■ **CHALLENGE**
Leave out the pictures and repeat the rest of the material exactly.
○ ○ ○
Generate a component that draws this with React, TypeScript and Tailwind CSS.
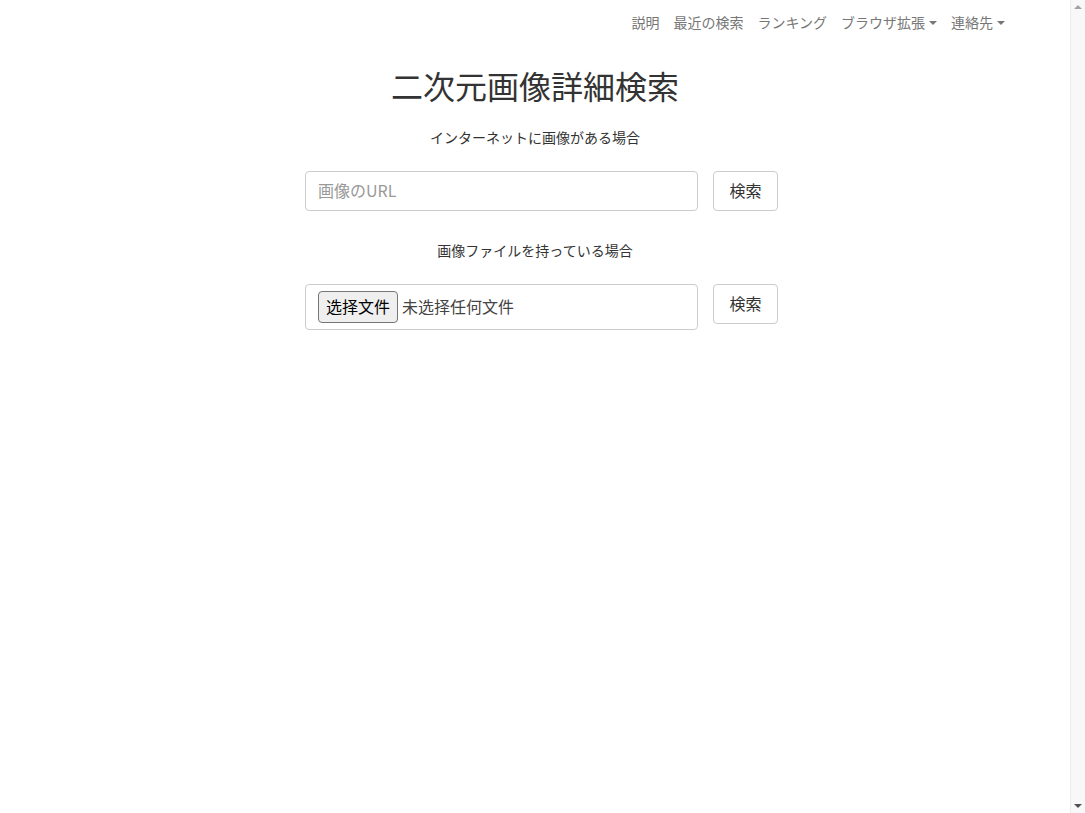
const jp = { fontFamily: '"Noto Sans CJK JP", "Noto Sans", sans-serif' };
const sc = { fontFamily: '"Noto Sans CJK SC", "Noto Sans", sans-serif' };

const navItems = [
  { label: "説明" },
  { label: "最近の検索" },
  { label: "ランキング" },
  { label: "ブラウザ拡張", dropdown: true },
  { label: "連絡先", dropdown: true },
];

function Caret() {
  return <span className="ml-1 inline-block h-0 w-0 border-x-4 border-t-4 border-x-transparent border-t-[#777]" />;
}

function SearchButton() {
  return (
    <button className="h-[40px] w-[65px] rounded border border-[#ccc] bg-white pb-[3px] text-[16px] text-[#333]">
      検索
    </button>
  );
}

export default function App() {
  return (
    <div className="flex h-[813px] bg-white text-[#333]" style={jp}>
      <div className="flex flex-1 flex-col">
        <nav className="h-[45px]">
          <ul className="flex h-full items-center justify-end gap-[14px] pr-[65px] text-[14px] text-[#777]">
            {navItems.map((item, index) => (
              <li key={index} className="flex items-center">
                {item.label}
                {item.dropdown && <Caret />}
              </li>
            ))}
          </ul>
        </nav>

        <main className="flex flex-col items-center">
          <h1 className="mt-[18px] text-[32px] leading-[44px] font-normal">二次元画像詳細検索</h1>

          <p className="mt-[20px] text-[14px] leading-[20px]">インターネットに画像がある場合</p>
          <div className="mt-[24px] flex gap-[15px] pl-[13px]">
            <input
              className="h-[40px] w-[393px] rounded border border-[#ccc] px-3 pb-[3px] text-[16px] outline-none placeholder:text-[#999]"
              placeholder="画像のURL"
              style={jp}
            />
            <SearchButton />
          </div>

          <p className="mt-[29px] text-[14px] leading-[20px]">画像ファイルを持っている場合</p>
          <div className="mt-[24px] flex items-start gap-[15px] pl-[13px]">
            <div className="flex h-[46px] w-[393px] items-center rounded border border-[#ccc] px-3 text-[16px]" style={sc}>
              <span className="flex h-[32px] items-center rounded-sm border border-[#767676] bg-[#efefef] px-[7px] pb-[3px] text-black">
                选择文件
              </span>
              <span className="ml-1 pb-[3px] text-[#444]">未选择任何文件</span>
            </div>
            <SearchButton />
          </div>
        </main>
      </div>

      {/* page scrollbar */}
      <div className="flex w-[15px] flex-col items-center justify-between border-l border-[#ececec] bg-[#f8f8f8] py-[5px]">
        <span className="h-0 w-0 border-x-4 border-b-4 border-x-transparent border-b-[#a3a3a3]" />
        <span className="h-0 w-0 border-x-4 border-t-4 border-x-transparent border-t-[#505050]" />
      </div>
    </div>
  );
}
○ ○ ○
■ **WORKED ANSWER**
Generate a component that draws this with React, TypeScript and Tailwind CSS.
const jp = { fontFamily: '"Noto Sans CJK JP", "Noto Sans", sans-serif' };
const sc = { fontFamily: '"Noto Sans CJK SC", "Noto Sans", sans-serif' };

const navItems = [
  { label: "説明" },
  { label: "最近の検索" },
  { label: "ランキング" },
  { label: "ブラウザ拡張", dropdown: true },
  { label: "連絡先", dropdown: true },
];

function Caret() {
  return <span className="ml-1 inline-block h-0 w-0 border-x-4 border-t-4 border-x-transparent border-t-[#777]" />;
}

function SearchButton() {
  return (
    <button className="h-[40px] w-[65px] rounded border border-[#ccc] bg-white pb-[3px] text-[16px] text-[#333]">
      検索
    </button>
  );
}

export default function App() {
  return (
    <div className="flex h-[813px] bg-white text-[#333]" style={jp}>
      <div className="flex flex-1 flex-col">
        <nav className="h-[45px]">
          <ul className="flex h-full items-center justify-end gap-[14px] pr-[65px] text-[14px] text-[#777]">
            {navItems.map((item, index) => (
              <li key={index} className="flex items-center">
                {item.label}
                {item.dropdown && <Caret />}
              </li>
            ))}
          </ul>
        </nav>

        <main className="flex flex-col items-center">
          <h1 className="mt-[18px] text-[32px] leading-[44px] font-normal">二次元画像詳細検索</h1>

          <p className="mt-[20px] text-[14px] leading-[20px]">インターネットに画像がある場合</p>
          <div className="mt-[24px] flex gap-[15px] pl-[13px]">
            <input
              className="h-[40px] w-[393px] rounded border border-[#ccc] px-3 pb-[3px] text-[16px] outline-none placeholder:text-[#999]"
              placeholder="画像のURL"
              style={jp}
            />
            <SearchButton />
          </div>

          <p className="mt-[29px] text-[14px] leading-[20px]">画像ファイルを持っている場合</p>
          <div className="mt-[24px] flex items-start gap-[15px] pl-[13px]">
            <div className="flex h-[46px] w-[393px] items-center rounded border border-[#ccc] px-3 text-[16px]" style={sc}>
              <span className="flex h-[32px] items-center rounded-sm border border-[#767676] bg-[#efefef] px-[7px] pb-[3px] text-black">
                选择文件
              </span>
              <span className="ml-1 pb-[3px] text-[#444]">未选择任何文件</span>
            </div>
            <SearchButton />
          </div>
        </main>
      </div>

      {/* page scrollbar */}
      <div className="flex w-[15px] flex-col items-center justify-between border-l border-[#ececec] bg-[#f8f8f8] py-[5px]">
        <span className="h-0 w-0 border-x-4 border-b-4 border-x-transparent border-b-[#a3a3a3]" />
        <span className="h-0 w-0 border-x-4 border-t-4 border-x-transparent border-t-[#505050]" />
      </div>
    </div>
  );
}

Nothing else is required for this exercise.